Featured Health Business Daily Story, Dec. 23, 2016; Featured in Government News of the Week, Dec. 12, 2016

FDA Same-Day Approval of New Diabetes Therapies Should Help Payers

Reprinted from DRUG BENEFIT NEWS, biweekly news and proven cost management strategies for health plans, PBMs, pharma companies and employers. Sign up for an $86 two-month trial subscription today.

By Angela Maas, Managing Editor
December 9, 2016Volume 17Issue 23

When the FDA approved Novo Nordisk A/S’s Xultophy 100/3.6 (insulin degludec 100 units/mL and liraglutide 3.6 mg/mL injection) and Sanofi’s Soliqua 100/33 (insulin glargine 100 units/mL and lixisenatide injection 33 mcg/mL) on Nov. 21 (see story, p. 1), those approvals came a few months after originally expected, but their timing will benefit payers.

“While both manufacturers…were in heated competition to get their product FDA-approved first, the FDA’s same-day approval of both products took away the primary edge that either company would have had in marketing their product first,” Lynn Nishida, area vice president of pharmacy at Solid Benefit Guidance, tells DBN. “The approvals will surely raise revenues for both competitors amid a challenging pricing environment for diabetes drugs. In a Nov. 22 note, Jefferies analysts anticipated peak sales of Xultophy to reach $1.7 billion and Soliqua to reach $1.5 billion.” Sanofi says Soliqua will launch in January, and Novo expects Xultophy to launch in the first half of 2017.

Payers stand to benefit by the simultaneous approvals. “As result of the market competition, payers should be more favorably positioned in negotiating contract terms for either product,” Nishida says. This wasn’t the case, for example, within the hepatitis C class, when Sovaldi (sofosbuvir) had about a year with the market all to itself — and its $1,000-per-day price — before competitors spurred more aggressive contracting by payers (DBN 1/9/15, p. 1). Approved in late 2013, Sovaldi managed to bring in $8.5 billion in U.S. sales in 2014.

Drug Benefit News

An FDA advisory committee backed the approval of both drugs in late May, but Soliqua initially had the head start to approval, with an FDA action date in late August. The agency, though, extended its review for three months — a step it also took with Xultophy two weeks later.

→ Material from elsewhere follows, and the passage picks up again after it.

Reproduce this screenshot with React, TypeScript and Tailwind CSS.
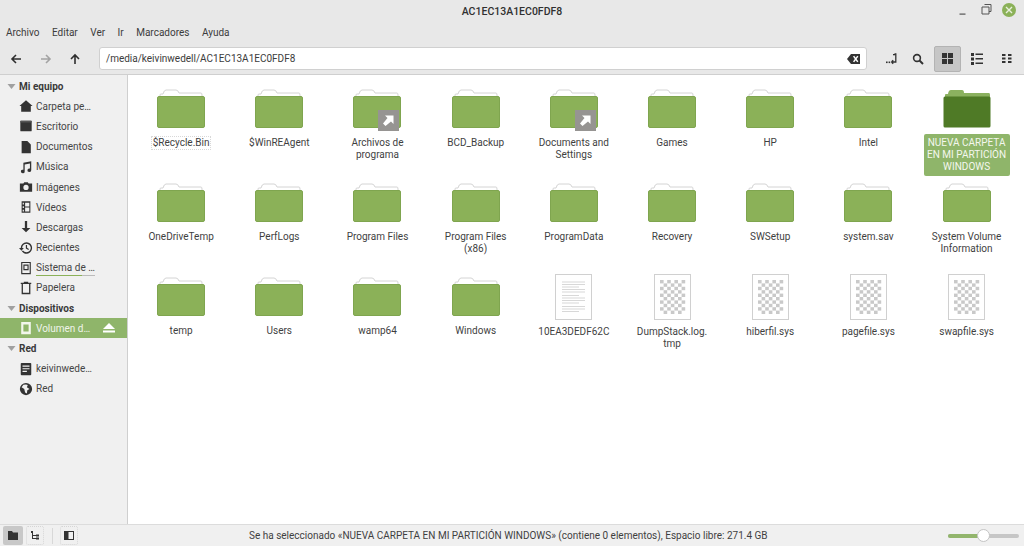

“The reason behind the delay in Xultophy’s assessment wasn’t made public, but was thought to be related to dosing in the fixed ratio of degludec to liraglutide. The delay in approval for Soliqua was due to concern over patient confusion over the use of two pens with different concentrations (100/33 and 100/50). The FDA subsequently only approved the 100/33 pen for Soliqua,” explains Eamonn O’Connor, a director on the cardiovascular, metabolic and renal disorders team at Decision Resources Group, specializing in type 2 diabetes. “In terms of the timelines of approval, I don’t think there should be any significance attached to the specific timelines,” which, he says, may relate to “the volume of data involved in each submission. Given that Soliqua’s submission included data for both the 100/33 and 100/50 pens, the longer time to approval may be related to the decision not to approve the 100/50 pen. From a payer perspective, I don’t think there is any significance to this.”